Today the illegal wildlife trade is the world’s fourth largest form of internationally organized crime and African elephant ivory is a major part of that trade. Roughly 50 000 African elephants are now being killed each year from a population of fewer than 500 000 animals. Poaching is driving these iconic animals toward extinction.
In recent years colleagues have used DNA evidence to trace the origin of illegal ivory and thereby helping police. Knowing the primary areas where elephants are poached could help combat ivory trafficking at its source.
In the past DNA from elephant dung, tissue and hair collected across the African continent was used to map genetic signatures for regional populations. A new study by researchers of the University of Washington and Interpol uses different methods to extract DNA from ivory, allowing them to analyze seized contraband and determine the elephant's original population.

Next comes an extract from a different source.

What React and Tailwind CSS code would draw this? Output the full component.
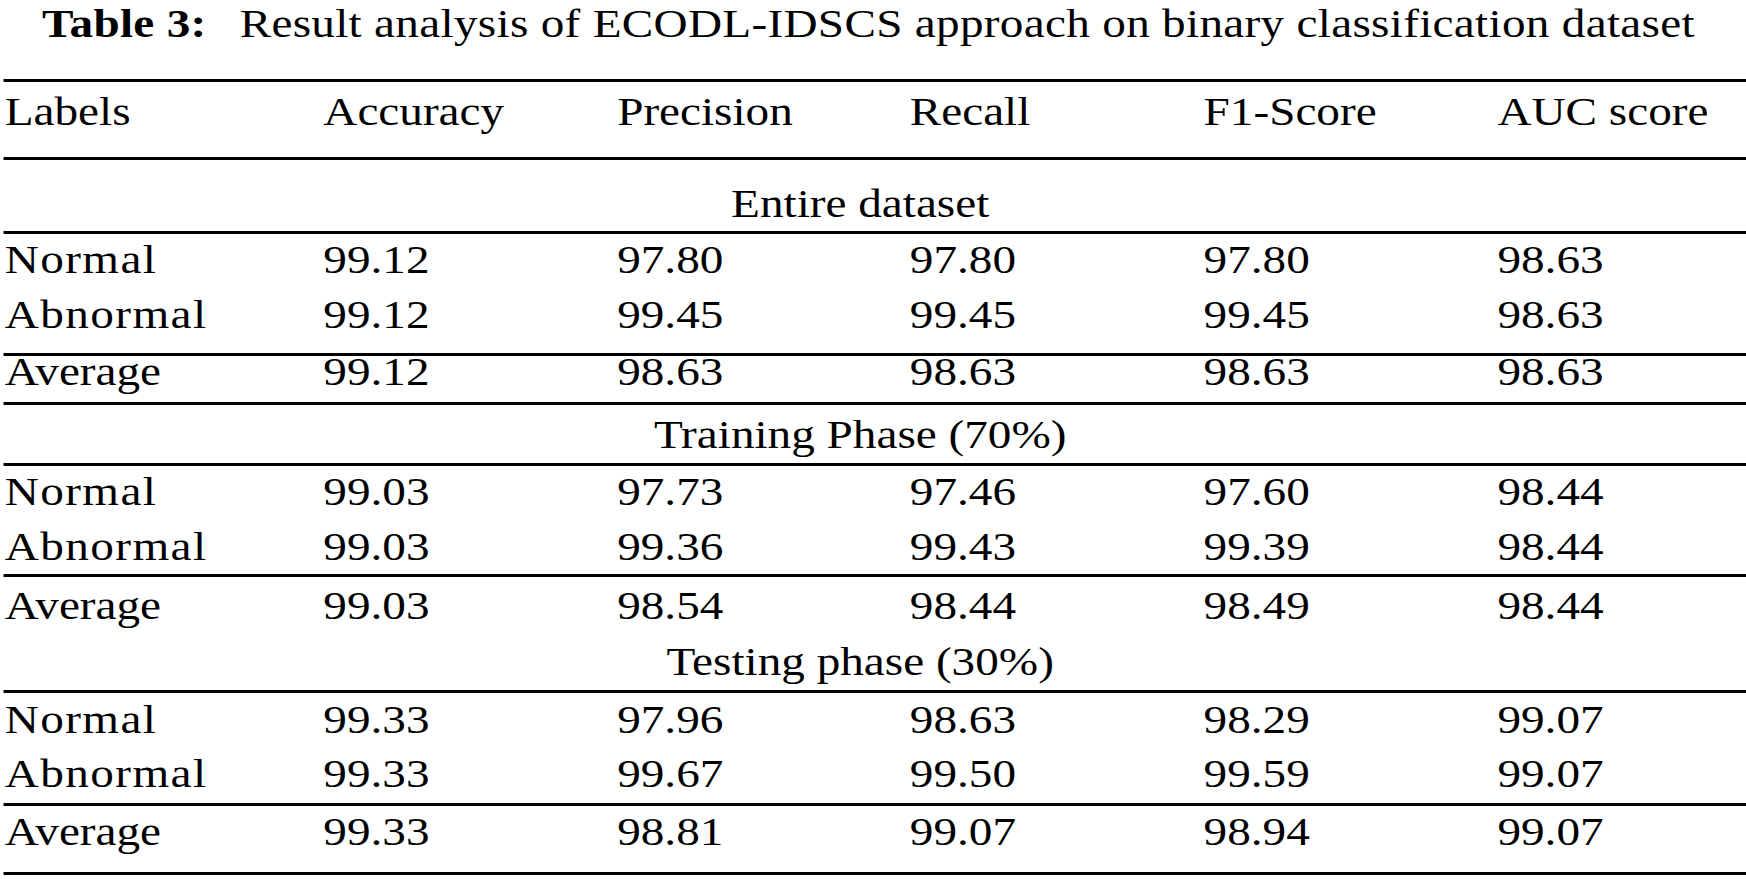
import React from "react";

const GRID = "grid grid-cols-[270px_249px_248px_249px_249px_1fr] pl-[4px]";

function Rule() {
  return <div className="h-[3px] ml-[2.5px] bg-black" />;
}

function Row({ cells, className }) {
  return (
    <div className={`${GRID} ${className}`}>
      {cells.map((c, i) => (
        <div
          key={i}
          className={
            i === 0 && (c === "Normal" || c === "Abnormal")
              ? "whitespace-nowrap tracking-[1.2px]"
              : "whitespace-nowrap"
          }
        >
          {c}
        </div>
      ))}
    </div>
  );
}

function Section({ label, className }) {
  return (
    <div className={`pl-[6px] pr-[28px] text-center whitespace-nowrap ${className}`}>
      {label}
    </div>
  );
}

export default function App() {
  return (
    <div className="w-[1746px] h-[879px] overflow-hidden bg-white text-black">
      <div className="w-[1480px] origin-top-left scale-x-[1.18] font-[Liberation_Serif,Times_New_Roman,serif] text-[40px] leading-[32px]">
        <div className="h-[79px] pt-[8px] pr-[8px] text-center tracking-[0.25px] whitespace-nowrap">
          <span className="font-bold mr-[28px]">Table 3:</span>
          Result analysis of ECODL-IDSCS approach on binary classification dataset
        </div>
        <Rule />
        <Row
          className="h-[75px] pt-[14px]"
          cells={["Labels", "Accuracy", "Precision", "Recall", "F1-Score", "AUC score"]}
        />
        <Rule />
        <Section label="Entire dataset" className="h-[71px] pt-[28px]" />
        <Rule />
        <div className="h-[119px] pt-[10px]">
          <Row className="h-[55px]" cells={["Normal", "99.12", "97.80", "97.80", "97.80", "98.63"]} />
          <Row className="h-[50px]" cells={["Abnormal", "99.12", "99.45", "99.45", "99.45", "98.63"]} />
        </div>
        <Rule />
        <div className="h-[46px]">
          <Row className="h-[46px]" cells={["Average", "99.12", "98.63", "98.63", "98.63", "98.63"]} />
        </div>
        <Rule />
        <Section label="Training Phase (70%)" className="h-[58px] pt-[14px]" />
        <Rule />
        <div className="h-[108px] pt-[10px]">
          <Row className="h-[55px]" cells={["Normal", "99.03", "97.73", "97.46", "97.60", "98.44"]} />
          <Row className="h-[43px]" cells={["Abnormal", "99.03", "99.36", "99.43", "99.39", "98.44"]} />
        </div>
        <Rule />
        <div className="h-[113px] pt-[13px]">
          <Row className="h-[56px]" cells={["Average", "99.03", "98.54", "98.44", "98.49", "98.44"]} />
          <Section label="Testing phase (30%)" className="h-[44px]" />
        </div>
        <Rule />
        <div className="h-[110px] pt-[11px]">
          <Row className="h-[54px]" cells={["Normal", "99.33", "97.96", "98.63", "98.29", "99.07"]} />
          <Row className="h-[45px]" cells={["Abnormal", "99.33", "99.67", "99.50", "99.59", "99.07"]} />
        </div>
        <Rule />
        <div className="h-[66px] pt-[10px]">
          <Row className="h-[56px]" cells={["Average", "99.33", "98.81", "99.07", "98.94", "99.07"]} />
        </div>
        <Rule />
      </div>
    </div>
  );
}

Africa is a huge continent, and poaching is occurring everywhere. When you look at it that way it seems like a daunting task to tackle this problem. But when you look at large ivory seizures, which represent 70 percent of illegal ivory by weight, you get a different picture.
The group used their method to analyze 28 large ivory seizures, each more than half a ton, made between 1996 and 2014. The samples include 61 percent of all large seizures made worldwide between 2012 and 2014.
The colleagues assigned the geographic origin of ivory seizures by statistically matching genotypes from savanna or forest elephants to a geographic-specific allele frequency map of 16 microsatellite DNA loci. All but one of the 28 seizures were concentrated in only four areas. Most seizures made since 2006 were concentrated in just two areas.
The investigations also show a shift in poaching hotspots beginning in 2006. During the earlier years, 1996-2005, most forest elephant ivory analyzed was assigned to the eastern Democratic Republic of Congo, but none of the forest elephant samples after 2005 came from that area. Two seizures of savanna elephant ivory, in 2002 and 2007, came from Zambia, but the country was not represented in any of the samples after 2007.
Recent efforts to curb trafficking have focused on curbing demand, but those seem painfully slow.
When you're losing a tenth of the population a year, you have to do something more urgent -- nail down where the major killing is happening and stop it at the source. Hopefully our results will force the primary source countries to accept more responsibility for their part in this illegal trade, encourage the international community to work closely with these countries to contain the poaching, and these actions will choke the criminal networks that enable this transnational organized crime to operate.